At five years old, I wanted to be an entomologist when I grew up. I loved going outside with my dad to look under rocks for pill bugs, centipedes, and other creepy crawlies—even spiders. Yet when I watched the animated Charlotte’s Web movie, I remember being disturbed by the ending when Joy, Aranea, and Nellie fly away. Maybe it was the goodbye that made me feel melancholy, or simply the strange idea of flying spiders that unnerved me.
Like some of the other faux flyers you read about on page 22,1 spiders don’t fly in the conventional sense. They take to the sky by ballooning. Spider babies float away to avoid being eaten by other newly hatched spiders in the nest. Adult spiders balloon in search of food, mates, and nesting places.

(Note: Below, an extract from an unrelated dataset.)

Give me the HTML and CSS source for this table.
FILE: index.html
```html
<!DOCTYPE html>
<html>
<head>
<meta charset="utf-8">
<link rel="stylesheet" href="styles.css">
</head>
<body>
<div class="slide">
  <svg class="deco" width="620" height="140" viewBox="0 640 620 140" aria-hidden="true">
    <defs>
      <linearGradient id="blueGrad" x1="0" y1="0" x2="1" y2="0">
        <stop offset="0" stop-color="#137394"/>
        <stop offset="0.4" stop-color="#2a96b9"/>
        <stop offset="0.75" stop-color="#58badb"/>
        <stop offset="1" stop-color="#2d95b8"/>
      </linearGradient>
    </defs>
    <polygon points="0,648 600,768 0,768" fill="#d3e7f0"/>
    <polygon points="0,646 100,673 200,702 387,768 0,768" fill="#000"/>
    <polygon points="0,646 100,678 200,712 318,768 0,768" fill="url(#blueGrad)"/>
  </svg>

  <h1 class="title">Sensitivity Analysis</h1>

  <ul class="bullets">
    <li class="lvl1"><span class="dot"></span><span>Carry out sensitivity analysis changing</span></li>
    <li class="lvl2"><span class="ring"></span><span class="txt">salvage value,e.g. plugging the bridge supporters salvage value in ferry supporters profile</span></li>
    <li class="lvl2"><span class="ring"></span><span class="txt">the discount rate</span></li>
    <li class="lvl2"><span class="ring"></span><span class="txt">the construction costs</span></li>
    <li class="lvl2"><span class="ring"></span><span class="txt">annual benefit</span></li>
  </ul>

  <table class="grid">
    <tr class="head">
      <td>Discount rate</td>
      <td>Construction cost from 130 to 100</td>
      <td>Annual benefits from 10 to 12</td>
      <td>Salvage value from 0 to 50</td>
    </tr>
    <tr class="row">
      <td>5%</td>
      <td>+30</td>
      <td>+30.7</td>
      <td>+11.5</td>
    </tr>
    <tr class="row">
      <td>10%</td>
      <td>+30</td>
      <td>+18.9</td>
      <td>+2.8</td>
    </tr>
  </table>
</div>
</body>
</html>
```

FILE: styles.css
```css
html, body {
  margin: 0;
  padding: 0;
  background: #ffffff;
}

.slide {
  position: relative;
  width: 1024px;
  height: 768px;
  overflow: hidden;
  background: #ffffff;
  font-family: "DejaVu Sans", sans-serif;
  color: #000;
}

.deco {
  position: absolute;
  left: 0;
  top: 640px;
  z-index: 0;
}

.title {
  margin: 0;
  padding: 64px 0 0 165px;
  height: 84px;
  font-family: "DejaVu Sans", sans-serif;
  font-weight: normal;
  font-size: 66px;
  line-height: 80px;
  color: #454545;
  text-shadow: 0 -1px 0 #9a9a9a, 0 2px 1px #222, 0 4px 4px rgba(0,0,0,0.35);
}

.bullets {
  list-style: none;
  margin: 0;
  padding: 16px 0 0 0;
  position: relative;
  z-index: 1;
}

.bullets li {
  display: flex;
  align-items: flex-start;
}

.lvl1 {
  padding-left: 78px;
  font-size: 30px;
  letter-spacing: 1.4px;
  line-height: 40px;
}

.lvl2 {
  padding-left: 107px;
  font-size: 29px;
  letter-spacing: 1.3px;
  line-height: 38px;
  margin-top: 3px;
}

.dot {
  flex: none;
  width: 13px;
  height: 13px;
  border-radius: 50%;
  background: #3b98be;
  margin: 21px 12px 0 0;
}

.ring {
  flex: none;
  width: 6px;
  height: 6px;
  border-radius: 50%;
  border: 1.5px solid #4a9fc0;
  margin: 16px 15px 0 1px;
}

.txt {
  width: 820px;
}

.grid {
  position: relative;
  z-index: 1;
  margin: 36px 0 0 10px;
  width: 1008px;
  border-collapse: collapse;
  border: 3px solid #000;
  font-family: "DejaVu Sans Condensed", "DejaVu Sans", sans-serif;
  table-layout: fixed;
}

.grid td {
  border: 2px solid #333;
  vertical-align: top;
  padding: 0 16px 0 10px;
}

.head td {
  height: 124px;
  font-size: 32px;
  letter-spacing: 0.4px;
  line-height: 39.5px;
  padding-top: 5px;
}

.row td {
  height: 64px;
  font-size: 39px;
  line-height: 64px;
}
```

Before liftoff, spiders raise a leg or two into the air to test out atmospheric conditions. Their legs are covered in tiny sensory hairs that measure the wind and the current from earth’s electric field. If conditions are favorable, a spider creates a parachute by shooting thin strands of silk into the air. The strands are charged with a static electricity, which interacts with electricity in the air, sending the spider skyward. Ballooning spiders can drift as far as 1,000 miles.
Although I didn’t grow up to be an entomologist, on the Answers magazine team, I get to learn about all kinds of creatures in God’s creation—great and small, creepy and crawly.